Dean of the College Benedict H. Gross ’71 told parents over Junior Parents Weekend earlier this month that secondary concentrations could potentially be retroactively applied to students in the classes of 2007 and beyond, but no schedule of implementation was discussed at the meeting yesterday.
Another EPC member, Pearson Professor of Modern Mathematics and Mathematical Logic Warren Goldfarb ’69, presented draft legislation that would move the concentration choice deadline back by a semester, from the end of students’ second semester to the end of their third semester.
“[The recommendation’s] purpose should be fairly obvious—it’s to facilitate more intellectual exploration in a wider array of areas,” Goldfarb said during the meeting.
The current system of requiring students to declare concentrations during their first spring “inclines them to think about the wrong sort of thing in freshman year,” he added.
Early recommendations for delaying concentration choice were criticized by some science and engineering professors, who were concerned that students in their fields—where concentrations often require a fairly rigid sequence of courses—would be ill-served by a later concentration choice deadline if there was not an increase in advising for those students.
But at least some of those concerns appeared to be assuaged yesterday, as the EPC added to their draft legislation a requirement that students meet with at least one concentration adviser from a concentration they are considering by the end of their freshman year.
“The essential thing is that the students and some potential concentrations are in touch” during freshman year, Goldfarb said.
Most of the subsequent discussion about the EPC recommendations focussed on the format of the draft legislation; both the secondary concentration legislation and the concentration choice legislation consisted of only one sentence of actual legislation, followed by a half to a full page “explanatory note.”
Baird Professor of Science Gary J. Feldman said that specific changes to the curriculum should be explicitly laid out in the main body of the legislation itself.
“It’s my understanding that the explanatory notes do not have the force of legislation,” Feldman said.
Kirby replied, “it is in the rich tradition of this Faculty to have legislation that is short and explanatory notes that are long.”
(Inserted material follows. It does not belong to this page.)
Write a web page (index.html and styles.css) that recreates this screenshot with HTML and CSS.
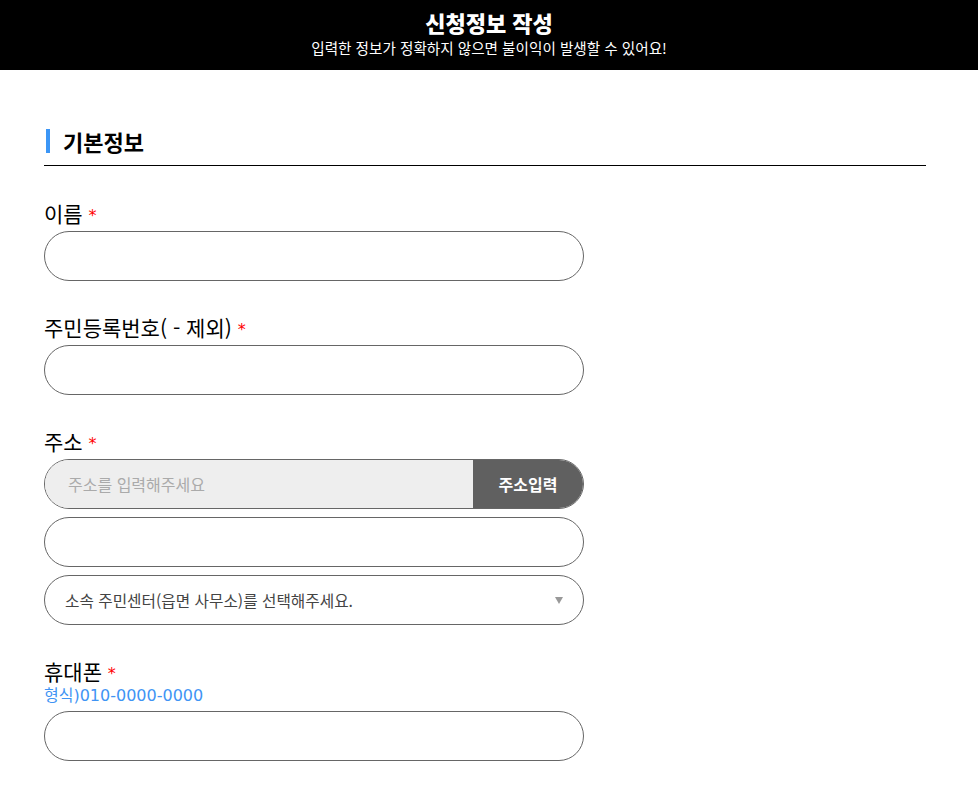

President of the Undergraduate Council John S. Haddock ’07 addressed the Faculty at yesterday’s meeting, saying that the student body is “eagerly anticipating the completion of this review.”
“Our curricular review has constituted a great partnership between students and the Faculty of Arts and Sciences,” Haddock said. “It’s time for us to push onward, and I, for one, am optimistic we will do so to the benefit of undergraduates at this College.”
While the EPC recommendations were the central focus of yesterday’s meeting, other topics were touched on as well.
Chair of the Department of English and American Literature and Language James Engell presented the report of the Committee to Review the Teaching of Writing and Speaking, which he chairs.
“Writing and speaking are skills for life in every profession and in each career,” said Engell, who currently teaches an undergraduate course on the elements of rhetoric. “The teaching of writing and speaking requires a more prominent place in the curriculum.”
And Dean of the Graduate School of Arts and Sciences (GSAS) Theda Skocpol announced a number of new initiatives within the GSAS at yesterday’s meeting, including the creation of a secondary field in film and visual studies for PhD students and the availability of $15,000 to $25,000 in seed grants to fund planned improvements in graduate education.